300 million turkeys are raised and killed for their flesh every year in the United States and have no federal legal protection. More than 45 million turkeys are killed each year at Thanksgiving alone, and more than 22 million at Christmas. Place don’t continue to be one of these numbers. Choose Vegan.

This is a video of an activist explaining what he saw when he worked undercover at a Butterball "farm", the leading distributer of Turkey meat. https://www.youtube.com/watch?v=L-L0nmoZDcc

If you are still with me, congratulations! You have a BIG HEART that is full of COMPASSION! You are probably wondering now what you can replace your turkey with. A couple of great Vegan alternatives to having a bird as your centerpiece would be:

Field Roast’s Hazlenut Cranberry Roast

http://fieldroast.com/product/hazelnut-cranberry-roast-en-croute/

Gardein’s Holiday Roast or Stuffed Turk'y

https://gardein.com/products/holiday-roast/

You can also Veganize any of your traditional sides as well by using vegan marshmallows on your yams, plant based milks and coconut cream in your desserts, dairy-free butter for your rolls, egg replacers in your baking and much much more. Please, if you need any help planning your holiday meals, do not hesitate to e-mail me!

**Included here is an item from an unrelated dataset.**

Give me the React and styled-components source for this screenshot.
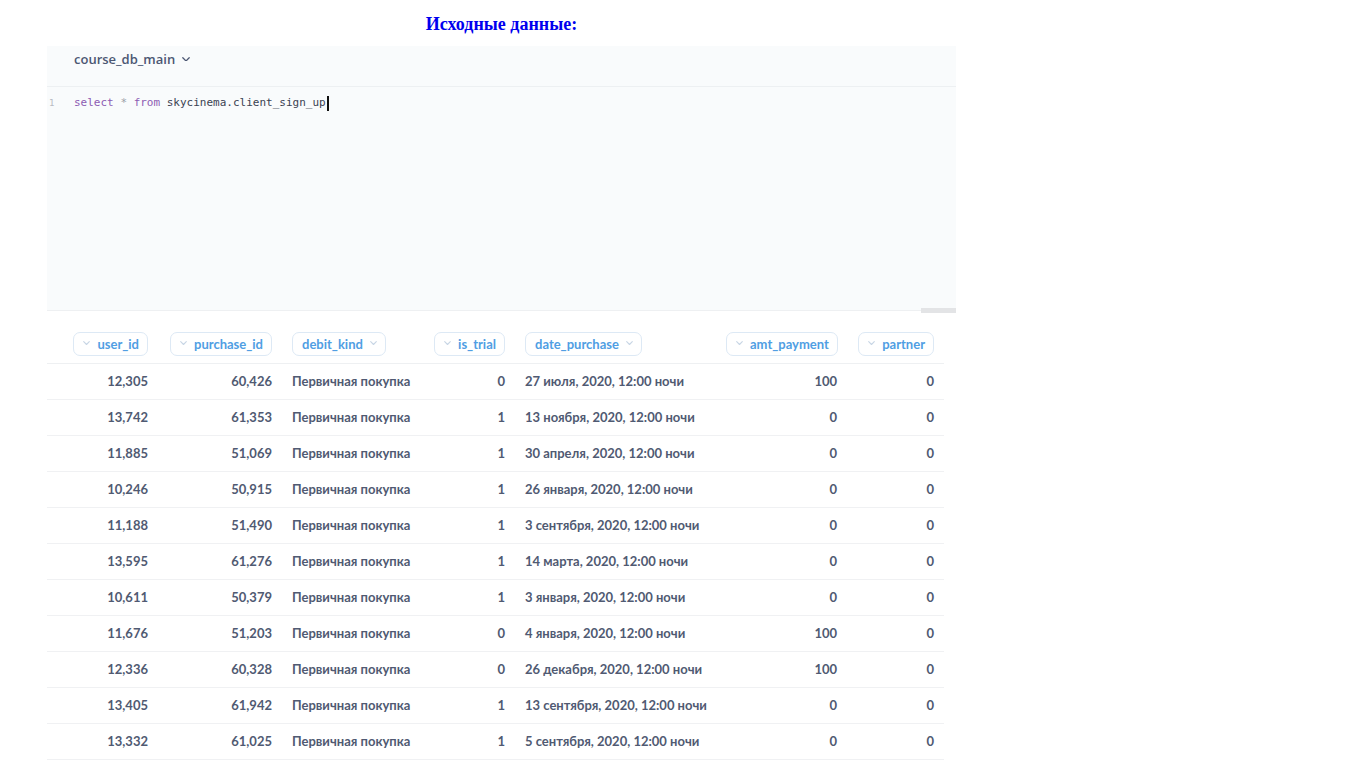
import React from "react";
import styled, { createGlobalStyle } from "styled-components";

const Global = createGlobalStyle`
  html, body { margin: 0; padding: 0; background: #ffffff; }
  body { font-family: Lato, "Noto Sans", sans-serif; }
`;

const Page = styled.div`
  width: 909px;
  margin-left: 47px;
  padding-top: 12px;
`;

const Title = styled.h3`
  margin: 0 0 10px;
  text-align: center;
  font-family: "Liberation Serif", "DejaVu Serif", serif;
  font-weight: bold;
  font-size: 18px;
  line-height: 24px;
  color: #0000ee;
`;

const Editor = styled.div`
  position: relative;
  height: 264px;
  background: #f9fbfc;
  border-bottom: 1px solid #eef0f2;
`;

const EditorHeader = styled.div`
  height: 41px;
  box-sizing: border-box;
  padding: 4px 0 0 27px;
  border-bottom: 1px solid #edf0f2;
  display: flex;
  align-items: flex-start;
`;

const DbPicker = styled.div`
  display: flex;
  align-items: center;
  gap: 7px;
  font-family: "Open Sans", "Noto Sans", sans-serif;
  font-weight: 600;
  font-size: 13px;
  line-height: 18px;
  color: #4c5773;
`;

const CodeLine = styled.div`
  display: flex;
  align-items: center;
  margin-top: 8px;
  font-family: "DejaVu Sans Mono", "Liberation Mono", monospace;
  font-size: 11px;
  line-height: 16px;
  color: #3b4252;
`;

const Gutter = styled.span`
  width: 27px;
  box-sizing: border-box;
  padding-left: 2px;
  color: #b8bcc2;
  font-size: 9px;
`;

const Kw = styled.span`
  color: ${(p) => (p.$op ? "#9aa0a8" : "#8d5bb3")};
`;

const Caret = styled.span`
  display: inline-block;
  width: 2px;
  height: 15px;
  background: #111;
  margin-left: 1px;
`;

const ScrollThumb = styled.div`
  position: absolute;
  right: 0;
  bottom: -3px;
  width: 35px;
  height: 5px;
  background: #e3e4e6;
`;

const Table = styled.table`
  margin-top: 17px;
  border-collapse: collapse;
  table-layout: fixed;
  width: 897px;
  font-family: Lato, "Noto Sans", sans-serif;
  font-size: 13px;
  font-weight: 700;
  color: #505a72;
`;

const Th = styled.th`
  height: 35px;
  padding: 0 10px 7px;
  box-sizing: border-box;
  text-align: ${(p) => (p.$right ? "right" : "left")};
  vertical-align: bottom;
  border-bottom: 1px solid #eef0f2;
  font-weight: 700;
`;

const Pill = styled.span`
  display: inline-flex;
  align-items: center;
  gap: 7px;
  height: 24px;
  box-sizing: border-box;
  padding: 0 8px 0 9px;
  border: 1px solid #dde9f5;
  border-radius: 7px;
  color: #509ee3;
  font-size: 13px;
  font-weight: 700;
  white-space: nowrap;
`;

const Td = styled.td`
  height: 36px;
  padding: 0 10px;
  box-sizing: border-box;
  text-align: ${(p) => (p.$right ? "right" : "left")};
  border-bottom: 1px solid #f0f1f3;
  white-space: nowrap;
  overflow: hidden;
`;

const Chevron = ({ color = "#c8d6e5", size = 7 }) => (
  <svg width={size} height={size * 0.6} viewBox="0 0 10 6" fill="none">
    <path d="M1 1l4 4 4-4" stroke={color} strokeWidth="1.6" strokeLinecap="round" strokeLinejoin="round" />
  </svg>
);

const columns = [
  { key: "user_id", w: 111, right: true },
  { key: "purchase_id", w: 124, right: true },
  { key: "debit_kind", w: 141, right: false },
  { key: "is_trial", w: 92, right: true },
  { key: "date_purchase", w: 201, right: false },
  { key: "amt_payment", w: 131, right: true },
  { key: "partner", w: 97, right: true },
];

const K = "Первичная покупка";
const rows = [
  ["12,305", "60,426", K, "0", "27 июля, 2020, 12:00 ночи", "100", "0"],
  ["13,742", "61,353", K, "1", "13 ноября, 2020, 12:00 ночи", "0", "0"],
  ["11,885", "51,069", K, "1", "30 апреля, 2020, 12:00 ночи", "0", "0"],
  ["10,246", "50,915", K, "1", "26 января, 2020, 12:00 ночи", "0", "0"],
  ["11,188", "51,490", K, "1", "3 сентября, 2020, 12:00 ночи", "0", "0"],
  ["13,595", "61,276", K, "1", "14 марта, 2020, 12:00 ночи", "0", "0"],
  ["10,611", "50,379", K, "1", "3 января, 2020, 12:00 ночи", "0", "0"],
  ["11,676", "51,203", K, "0", "4 января, 2020, 12:00 ночи", "100", "0"],
  ["12,336", "60,328", K, "0", "26 декабря, 2020, 12:00 ночи", "100", "0"],
  ["13,405", "61,942", K, "1", "13 сентября, 2020, 12:00 ночи", "0", "0"],
  ["13,332", "61,025", K, "1", "5 сентября, 2020, 12:00 ночи", "0", "0"],
];

export default function App() {
  return (
    <>
      <Global />
      <Page>
        <Title>Исходные данные:</Title>
        <Editor>
          <EditorHeader>
            <DbPicker>
              course_db_main
              <Chevron color="#4c5773" size={8} />
            </DbPicker>
          </EditorHeader>
          <CodeLine>
            <Gutter>1</Gutter>
            <span>
              <Kw>select</Kw> <Kw $op>*</Kw> <Kw>from</Kw> skycinema.client_sign_up
            </span>
            <Caret />
          </CodeLine>
          <ScrollThumb />
        </Editor>
        <Table>
          <colgroup>
            {columns.map((c) => (
              <col key={c.key} style={{ width: c.w }} />
            ))}
          </colgroup>
          <thead>
            <tr>
              {columns.map((c) => (
                <Th key={c.key} $right={c.right}>
                  <Pill>
                    {c.right && <Chevron />}
                    {c.key}
                    {!c.right && <Chevron />}
                  </Pill>
                </Th>
              ))}
            </tr>
          </thead>
          <tbody>
            {rows.map((r, i) => (
              <tr key={i}>
                {r.map((v, j) => (
                  <Td key={j} $right={columns[j].right}>
                    {v}
                  </Td>
                ))}
              </tr>
            ))}
          </tbody>
        </Table>
      </Page>
    </>
  );
}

And finally, when you are gathered around your table with your loved ones, please take a moment to remember what actually happened on the First Thanksgiving and honor the Native Americans who were captured, enslaved, tortured, “ethnically cleansed”, shot, stabbed or hacked to death and even burned alive. I know it doesn’t make you feel warm and cozy to think about things like this, but unfortunately, this is the world we live in and we shouldn’t close our eyes to the suffering of others so that we can stay comfortable. I’m not asking you to turn your holiday into a bitter guilt trip. I’m simply asking your to have compassion and respect for all other beings on this Earth and acknowledge that all life is valuable.